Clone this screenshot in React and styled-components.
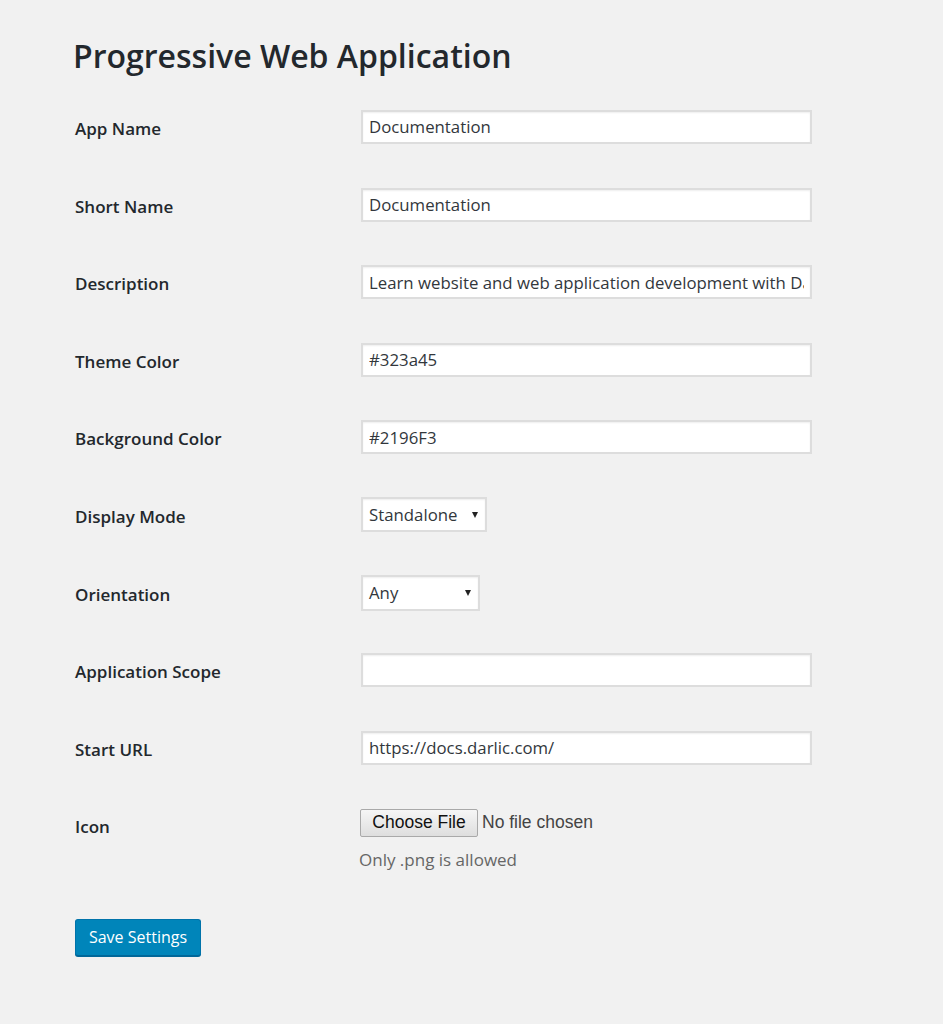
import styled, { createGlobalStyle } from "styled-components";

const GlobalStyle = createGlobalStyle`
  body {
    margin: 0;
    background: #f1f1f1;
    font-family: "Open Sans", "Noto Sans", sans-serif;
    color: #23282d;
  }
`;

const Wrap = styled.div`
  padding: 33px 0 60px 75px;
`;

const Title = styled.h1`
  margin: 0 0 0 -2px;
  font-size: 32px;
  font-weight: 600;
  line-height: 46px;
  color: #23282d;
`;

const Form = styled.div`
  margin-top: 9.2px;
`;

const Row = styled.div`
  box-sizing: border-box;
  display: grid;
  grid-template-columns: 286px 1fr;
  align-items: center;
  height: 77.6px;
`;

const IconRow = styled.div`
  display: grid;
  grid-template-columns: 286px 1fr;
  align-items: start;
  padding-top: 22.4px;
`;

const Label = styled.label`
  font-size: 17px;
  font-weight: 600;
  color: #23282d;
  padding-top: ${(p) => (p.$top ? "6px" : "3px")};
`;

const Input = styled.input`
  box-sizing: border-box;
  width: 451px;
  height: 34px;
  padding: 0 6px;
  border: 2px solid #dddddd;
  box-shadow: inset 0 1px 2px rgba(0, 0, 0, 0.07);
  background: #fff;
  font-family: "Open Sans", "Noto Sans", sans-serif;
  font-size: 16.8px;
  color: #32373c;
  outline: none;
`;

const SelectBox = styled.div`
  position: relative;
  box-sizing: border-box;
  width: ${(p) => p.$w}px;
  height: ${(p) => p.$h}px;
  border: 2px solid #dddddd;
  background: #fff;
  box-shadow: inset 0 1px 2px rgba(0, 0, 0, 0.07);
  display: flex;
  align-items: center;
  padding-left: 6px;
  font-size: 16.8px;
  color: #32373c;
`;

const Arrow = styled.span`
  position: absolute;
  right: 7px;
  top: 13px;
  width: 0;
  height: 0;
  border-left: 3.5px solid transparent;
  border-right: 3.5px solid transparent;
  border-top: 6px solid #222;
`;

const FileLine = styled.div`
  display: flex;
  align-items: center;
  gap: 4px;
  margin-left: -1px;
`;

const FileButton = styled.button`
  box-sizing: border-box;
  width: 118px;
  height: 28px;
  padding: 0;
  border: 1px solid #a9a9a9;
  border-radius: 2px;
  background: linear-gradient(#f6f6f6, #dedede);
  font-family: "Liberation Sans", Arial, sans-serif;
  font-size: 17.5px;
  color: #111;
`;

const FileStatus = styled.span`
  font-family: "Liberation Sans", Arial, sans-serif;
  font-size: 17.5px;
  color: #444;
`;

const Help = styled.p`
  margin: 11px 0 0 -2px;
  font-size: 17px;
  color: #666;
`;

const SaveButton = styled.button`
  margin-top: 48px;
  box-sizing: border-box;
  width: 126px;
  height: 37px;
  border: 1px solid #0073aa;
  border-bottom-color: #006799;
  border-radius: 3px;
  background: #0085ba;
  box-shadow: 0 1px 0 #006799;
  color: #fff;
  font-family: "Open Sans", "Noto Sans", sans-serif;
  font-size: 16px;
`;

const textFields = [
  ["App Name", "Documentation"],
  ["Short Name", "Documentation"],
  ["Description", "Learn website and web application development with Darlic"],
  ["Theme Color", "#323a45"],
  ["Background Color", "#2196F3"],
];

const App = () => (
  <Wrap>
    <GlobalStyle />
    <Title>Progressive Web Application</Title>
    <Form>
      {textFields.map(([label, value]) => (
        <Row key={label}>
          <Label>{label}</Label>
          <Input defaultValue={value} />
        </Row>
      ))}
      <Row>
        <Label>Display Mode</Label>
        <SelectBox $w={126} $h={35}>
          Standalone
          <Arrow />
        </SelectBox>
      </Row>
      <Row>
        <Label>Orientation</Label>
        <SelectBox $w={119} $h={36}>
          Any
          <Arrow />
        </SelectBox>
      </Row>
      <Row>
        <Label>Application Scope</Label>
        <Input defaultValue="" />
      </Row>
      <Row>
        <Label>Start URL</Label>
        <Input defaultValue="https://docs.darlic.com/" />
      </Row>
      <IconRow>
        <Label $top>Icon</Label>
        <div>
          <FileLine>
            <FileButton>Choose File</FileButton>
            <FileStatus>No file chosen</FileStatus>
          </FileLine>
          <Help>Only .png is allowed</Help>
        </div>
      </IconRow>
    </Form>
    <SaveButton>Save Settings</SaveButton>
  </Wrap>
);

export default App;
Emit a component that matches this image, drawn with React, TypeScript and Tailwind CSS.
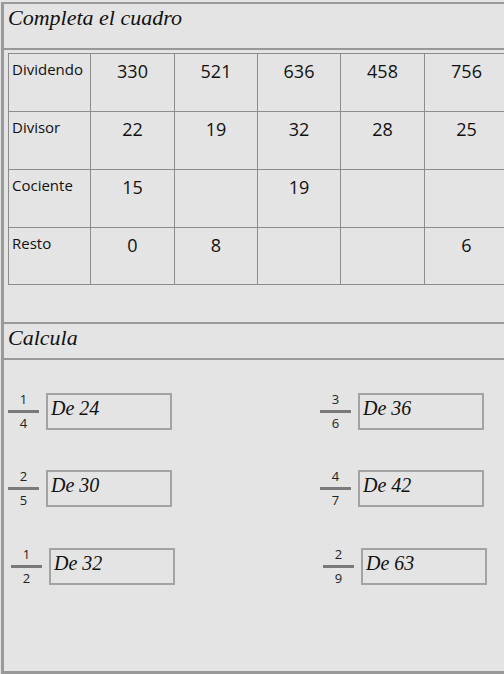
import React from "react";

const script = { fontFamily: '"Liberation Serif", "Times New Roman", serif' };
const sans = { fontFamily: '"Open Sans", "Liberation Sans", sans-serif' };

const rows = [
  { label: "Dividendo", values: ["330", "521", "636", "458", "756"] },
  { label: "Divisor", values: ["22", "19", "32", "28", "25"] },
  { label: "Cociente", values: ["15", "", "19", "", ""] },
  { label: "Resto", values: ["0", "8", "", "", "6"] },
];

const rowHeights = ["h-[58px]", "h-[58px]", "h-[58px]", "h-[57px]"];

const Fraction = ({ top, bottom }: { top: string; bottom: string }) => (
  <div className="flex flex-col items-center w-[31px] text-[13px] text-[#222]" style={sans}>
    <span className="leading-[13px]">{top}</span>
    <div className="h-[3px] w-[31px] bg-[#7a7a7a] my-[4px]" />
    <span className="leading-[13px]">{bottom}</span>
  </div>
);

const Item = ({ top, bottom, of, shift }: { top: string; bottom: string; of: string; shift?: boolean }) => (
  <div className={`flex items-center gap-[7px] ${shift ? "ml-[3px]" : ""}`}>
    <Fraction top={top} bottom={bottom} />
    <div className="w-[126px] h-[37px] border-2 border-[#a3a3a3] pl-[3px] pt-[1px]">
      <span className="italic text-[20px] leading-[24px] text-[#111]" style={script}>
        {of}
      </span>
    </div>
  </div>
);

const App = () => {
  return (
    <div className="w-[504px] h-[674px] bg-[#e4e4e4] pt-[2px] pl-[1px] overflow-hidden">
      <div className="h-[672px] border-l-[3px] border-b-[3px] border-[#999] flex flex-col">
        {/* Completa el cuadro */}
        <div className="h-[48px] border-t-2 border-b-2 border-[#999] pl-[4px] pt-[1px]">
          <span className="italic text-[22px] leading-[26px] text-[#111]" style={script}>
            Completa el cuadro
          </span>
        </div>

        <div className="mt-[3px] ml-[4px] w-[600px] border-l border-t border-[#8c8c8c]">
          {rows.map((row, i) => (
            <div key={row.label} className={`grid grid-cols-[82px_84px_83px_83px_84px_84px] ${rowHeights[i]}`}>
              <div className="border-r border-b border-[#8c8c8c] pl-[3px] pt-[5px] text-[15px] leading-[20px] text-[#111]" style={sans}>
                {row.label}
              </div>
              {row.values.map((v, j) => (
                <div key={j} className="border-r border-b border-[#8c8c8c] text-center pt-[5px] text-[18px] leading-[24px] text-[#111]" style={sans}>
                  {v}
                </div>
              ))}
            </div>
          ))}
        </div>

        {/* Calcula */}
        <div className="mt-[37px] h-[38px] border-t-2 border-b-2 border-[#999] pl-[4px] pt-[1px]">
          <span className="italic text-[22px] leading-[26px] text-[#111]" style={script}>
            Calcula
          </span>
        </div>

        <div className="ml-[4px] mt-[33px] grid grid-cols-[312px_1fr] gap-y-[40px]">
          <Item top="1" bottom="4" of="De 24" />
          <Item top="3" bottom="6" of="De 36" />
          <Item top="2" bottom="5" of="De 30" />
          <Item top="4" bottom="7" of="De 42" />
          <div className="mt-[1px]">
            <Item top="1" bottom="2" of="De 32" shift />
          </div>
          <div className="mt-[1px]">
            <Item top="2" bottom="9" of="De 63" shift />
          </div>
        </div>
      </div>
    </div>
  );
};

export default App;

##########

• **Set problem**
All of the material above needs to be restated exactly, with no pictures.

• **Reply**
Clone this screenshot in React and styled-components.
import styled, { createGlobalStyle } from "styled-components";

const GlobalStyle = createGlobalStyle`
  body {
    margin: 0;
    background: #f1f1f1;
    font-family: "Open Sans", "Noto Sans", sans-serif;
    color: #23282d;
  }
`;

const Wrap = styled.div`
  padding: 33px 0 60px 75px;
`;

const Title = styled.h1`
  margin: 0 0 0 -2px;
  font-size: 32px;
  font-weight: 600;
  line-height: 46px;
  color: #23282d;
`;

const Form = styled.div`
  margin-top: 9.2px;
`;

const Row = styled.div`
  box-sizing: border-box;
  display: grid;
  grid-template-columns: 286px 1fr;
  align-items: center;
  height: 77.6px;
`;

const IconRow = styled.div`
  display: grid;
  grid-template-columns: 286px 1fr;
  align-items: start;
  padding-top: 22.4px;
`;

const Label = styled.label`
  font-size: 17px;
  font-weight: 600;
  color: #23282d;
  padding-top: ${(p) => (p.$top ? "6px" : "3px")};
`;

const Input = styled.input`
  box-sizing: border-box;
  width: 451px;
  height: 34px;
  padding: 0 6px;
  border: 2px solid #dddddd;
  box-shadow: inset 0 1px 2px rgba(0, 0, 0, 0.07);
  background: #fff;
  font-family: "Open Sans", "Noto Sans", sans-serif;
  font-size: 16.8px;
  color: #32373c;
  outline: none;
`;

const SelectBox = styled.div`
  position: relative;
  box-sizing: border-box;
  width: ${(p) => p.$w}px;
  height: ${(p) => p.$h}px;
  border: 2px solid #dddddd;
  background: #fff;
  box-shadow: inset 0 1px 2px rgba(0, 0, 0, 0.07);
  display: flex;
  align-items: center;
  padding-left: 6px;
  font-size: 16.8px;
  color: #32373c;
`;

const Arrow = styled.span`
  position: absolute;
  right: 7px;
  top: 13px;
  width: 0;
  height: 0;
  border-left: 3.5px solid transparent;
  border-right: 3.5px solid transparent;
  border-top: 6px solid #222;
`;

const FileLine = styled.div`
  display: flex;
  align-items: center;
  gap: 4px;
  margin-left: -1px;
`;

const FileButton = styled.button`
  box-sizing: border-box;
  width: 118px;
  height: 28px;
  padding: 0;
  border: 1px solid #a9a9a9;
  border-radius: 2px;
  background: linear-gradient(#f6f6f6, #dedede);
  font-family: "Liberation Sans", Arial, sans-serif;
  font-size: 17.5px;
  color: #111;
`;

const FileStatus = styled.span`
  font-family: "Liberation Sans", Arial, sans-serif;
  font-size: 17.5px;
  color: #444;
`;

const Help = styled.p`
  margin: 11px 0 0 -2px;
  font-size: 17px;
  color: #666;
`;

const SaveButton = styled.button`
  margin-top: 48px;
  box-sizing: border-box;
  width: 126px;
  height: 37px;
  border: 1px solid #0073aa;
  border-bottom-color: #006799;
  border-radius: 3px;
  background: #0085ba;
  box-shadow: 0 1px 0 #006799;
  color: #fff;
  font-family: "Open Sans", "Noto Sans", sans-serif;
  font-size: 16px;
`;

const textFields = [
  ["App Name", "Documentation"],
  ["Short Name", "Documentation"],
  ["Description", "Learn website and web application development with Darlic"],
  ["Theme Color", "#323a45"],
  ["Background Color", "#2196F3"],
];

const App = () => (
  <Wrap>
    <GlobalStyle />
    <Title>Progressive Web Application</Title>
    <Form>
      {textFields.map(([label, value]) => (
        <Row key={label}>
          <Label>{label}</Label>
          <Input defaultValue={value} />
        </Row>
      ))}
      <Row>
        <Label>Display Mode</Label>
        <SelectBox $w={126} $h={35}>
          Standalone
          <Arrow />
        </SelectBox>
      </Row>
      <Row>
        <Label>Orientation</Label>
        <SelectBox $w={119} $h={36}>
          Any
          <Arrow />
        </SelectBox>
      </Row>
      <Row>
        <Label>Application Scope</Label>
        <Input defaultValue="" />
      </Row>
      <Row>
        <Label>Start URL</Label>
        <Input defaultValue="https://docs.darlic.com/" />
      </Row>
      <IconRow>
        <Label $top>Icon</Label>
        <div>
          <FileLine>
            <FileButton>Choose File</FileButton>
            <FileStatus>No file chosen</FileStatus>
          </FileLine>
          <Help>Only .png is allowed</Help>
        </div>
      </IconRow>
    </Form>
    <SaveButton>Save Settings</SaveButton>
  </Wrap>
);

export default App;
Emit a component that matches this image, drawn with React, TypeScript and Tailwind CSS.
import React from "react";

const script = { fontFamily: '"Liberation Serif", "Times New Roman", serif' };
const sans = { fontFamily: '"Open Sans", "Liberation Sans", sans-serif' };

const rows = [
  { label: "Dividendo", values: ["330", "521", "636", "458", "756"] },
  { label: "Divisor", values: ["22", "19", "32", "28", "25"] },
  { label: "Cociente", values: ["15", "", "19", "", ""] },
  { label: "Resto", values: ["0", "8", "", "", "6"] },
];

const rowHeights = ["h-[58px]", "h-[58px]", "h-[58px]", "h-[57px]"];

const Fraction = ({ top, bottom }: { top: string; bottom: string }) => (
  <div className="flex flex-col items-center w-[31px] text-[13px] text-[#222]" style={sans}>
    <span className="leading-[13px]">{top}</span>
    <div className="h-[3px] w-[31px] bg-[#7a7a7a] my-[4px]" />
    <span className="leading-[13px]">{bottom}</span>
  </div>
);

const Item = ({ top, bottom, of, shift }: { top: string; bottom: string; of: string; shift?: boolean }) => (
  <div className={`flex items-center gap-[7px] ${shift ? "ml-[3px]" : ""}`}>
    <Fraction top={top} bottom={bottom} />
    <div className="w-[126px] h-[37px] border-2 border-[#a3a3a3] pl-[3px] pt-[1px]">
      <span className="italic text-[20px] leading-[24px] text-[#111]" style={script}>
        {of}
      </span>
    </div>
  </div>
);

const App = () => {
  return (
    <div className="w-[504px] h-[674px] bg-[#e4e4e4] pt-[2px] pl-[1px] overflow-hidden">
      <div className="h-[672px] border-l-[3px] border-b-[3px] border-[#999] flex flex-col">
        {/* Completa el cuadro */}
        <div className="h-[48px] border-t-2 border-b-2 border-[#999] pl-[4px] pt-[1px]">
          <span className="italic text-[22px] leading-[26px] text-[#111]" style={script}>
            Completa el cuadro
          </span>
        </div>

        <div className="mt-[3px] ml-[4px] w-[600px] border-l border-t border-[#8c8c8c]">
          {rows.map((row, i) => (
            <div key={row.label} className={`grid grid-cols-[82px_84px_83px_83px_84px_84px] ${rowHeights[i]}`}>
              <div className="border-r border-b border-[#8c8c8c] pl-[3px] pt-[5px] text-[15px] leading-[20px] text-[#111]" style={sans}>
                {row.label}
              </div>
              {row.values.map((v, j) => (
                <div key={j} className="border-r border-b border-[#8c8c8c] text-center pt-[5px] text-[18px] leading-[24px] text-[#111]" style={sans}>
                  {v}
                </div>
              ))}
            </div>
          ))}
        </div>

        {/* Calcula */}
        <div className="mt-[37px] h-[38px] border-t-2 border-b-2 border-[#999] pl-[4px] pt-[1px]">
          <span className="italic text-[22px] leading-[26px] text-[#111]" style={script}>
            Calcula
          </span>
        </div>

        <div className="ml-[4px] mt-[33px] grid grid-cols-[312px_1fr] gap-y-[40px]">
          <Item top="1" bottom="4" of="De 24" />
          <Item top="3" bottom="6" of="De 36" />
          <Item top="2" bottom="5" of="De 30" />
          <Item top="4" bottom="7" of="De 42" />
          <div className="mt-[1px]">
            <Item top="1" bottom="2" of="De 32" shift />
          </div>
          <div className="mt-[1px]">
            <Item top="2" bottom="9" of="De 63" shift />
          </div>
        </div>
      </div>
    </div>
  );
};

export default App;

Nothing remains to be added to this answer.